This invention relates to computer networks, and in particular to a network of many telephone switches, which are special cases of general purpose computers.
Traditionally a telephony switch is a single large fault-tolerant node. A telephony network is made up of many of these switches, with duplicate connections between nodes.
Switch manufacturers have traditionally put fault-tolerance in their products. Because the number of switches sold is relatively small, the expense per switch is high.
Switch manufacturers also have traditionally kept their switch software proprietary. Often custom software tools are used to create the switch software. These factors contribute to delays in getting new services into a telephony network.

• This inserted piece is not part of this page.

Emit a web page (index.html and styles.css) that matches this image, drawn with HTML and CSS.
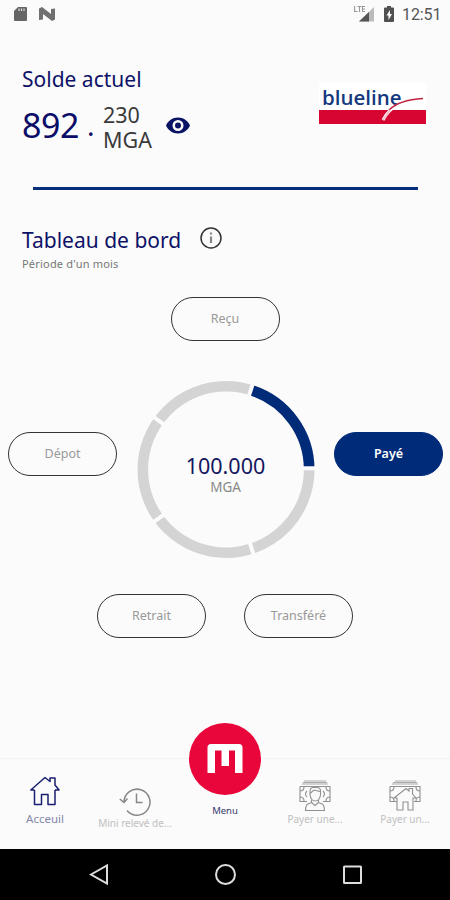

A common approach to solving these two problems is to attempt to move the complex parts of the software to an off-switch computer platform that takes advantage of the performance increases in common off-the-shelf processors, and development capabilities of new software technologies. However, telephony network providers still require the network to have high reliability. Engineers looking to move complexity off-switch therefore have to solve the problem of fault-tolerance.
Existing methodologies involve replicating the software components on multiple hardware platforms. One method has two identical software components, on separate hardware platforms, handling incoming messages but only one sending the outgoing response. Another method has a backup copy of the software component on a separate hardware platform, and the active component updates the data in the standby copy when it sends a response. These methods require resources on multiple hardware platforms even when no failure conditions occur.

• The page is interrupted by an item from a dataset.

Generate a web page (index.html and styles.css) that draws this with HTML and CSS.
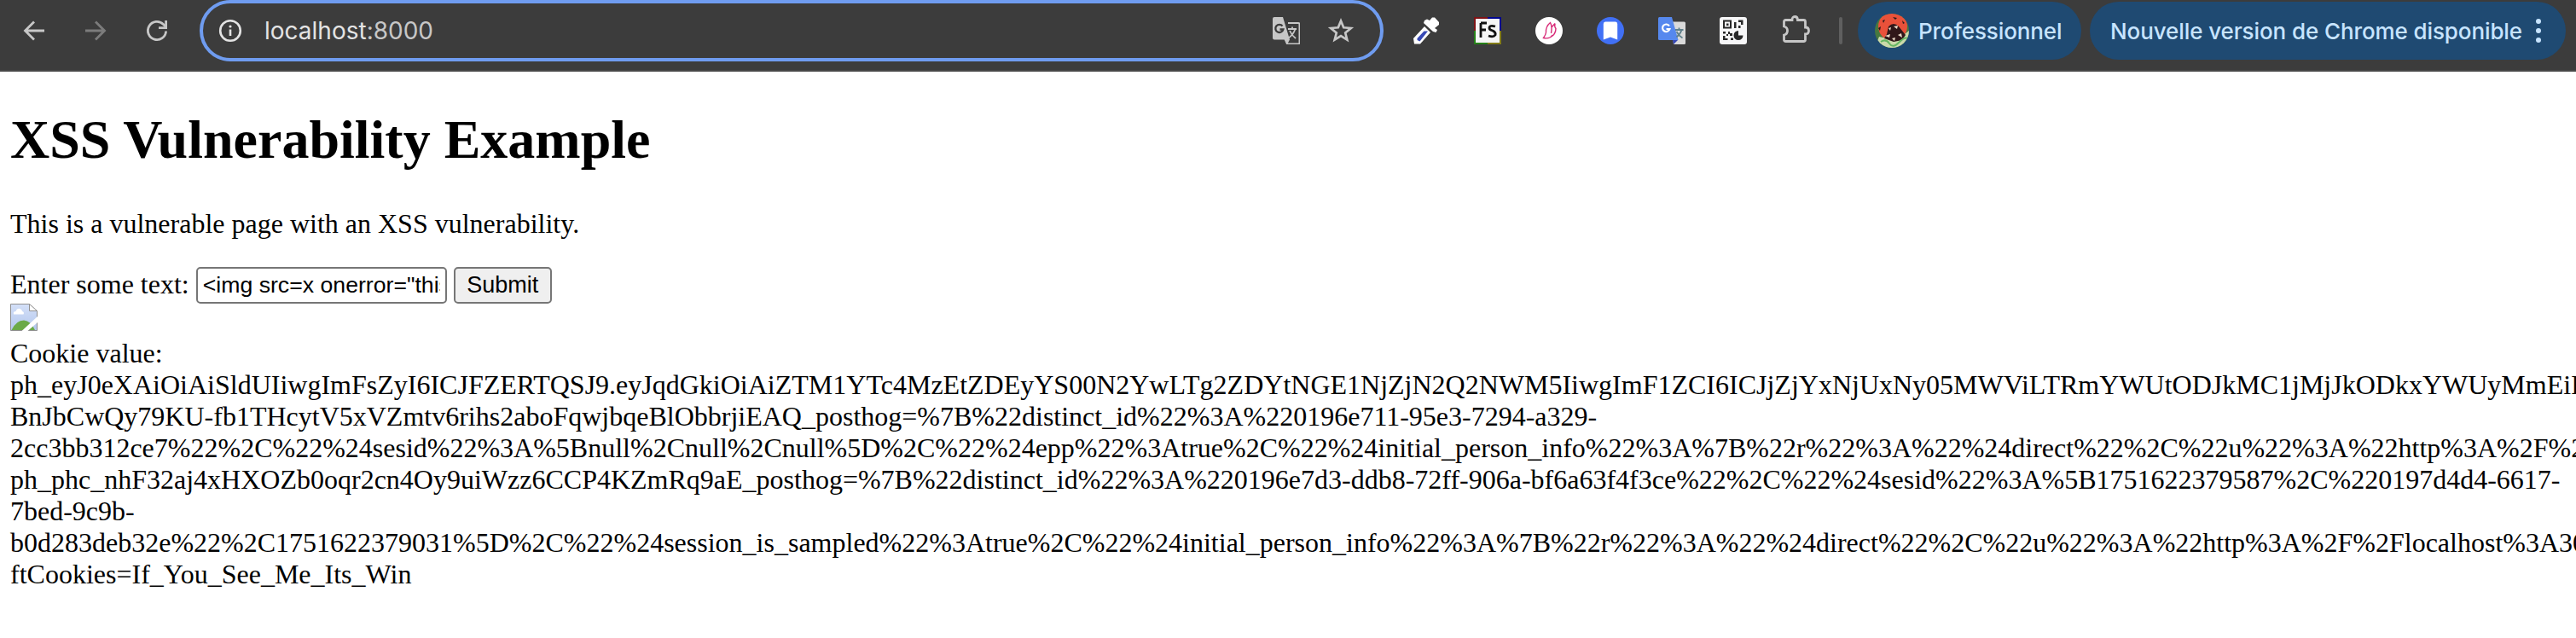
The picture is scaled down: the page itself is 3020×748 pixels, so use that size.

What is needed is a method that will allow fault-tolerant computing platforms to network with non fault-tolerant computing platforms.
The present invention solves these problems by providing a method of fault-tolerance by extending the capabilities of a fault-tolerant computing platform to networked, non fault-tolerant computing platforms.
The apparatus of the present invention networks fault-tolerant computing platforms with non fault-tolerant computing platforms. The apparatus comprises at least one fault-tolerant computing platform, a plurality of non fault-tolerant computing platforms, and communication links connecting the fault-tolerant computing platform to the non fault-tolerant computing platforms. The fault-tolerant computing platform includes application software and a fault-tolerant extension layer. Each non fault-tolerant computing platform includes application software and a fault-tolerant extension layer.
In another feature of the invention, the non fault-tolerant computing platform is a general purpose computing platform, the fault-tolerant computing platform is a telephone switch, and the application software is call processing software.
The method of the present invention, for extending fault-tolerance with non fault-tolerant computing platforms, by means of the fault-tolerant extension layer, includes the steps of: a) waiting for a transaction from the application software; c) selecting a non fault-tolerant computing platform; d) sending the transaction to a first non fault-tolerant computing platform; e) if a response from the first non fault-tolerant computing platform is not received within a preset time period, then sending the transaction, bundled with an associated BLOB, to a second non fault-tolerant computing platform; and f) if a response from the non fault-tolerant computing platform is received within a preset time period, then storing any BLOB received with the response.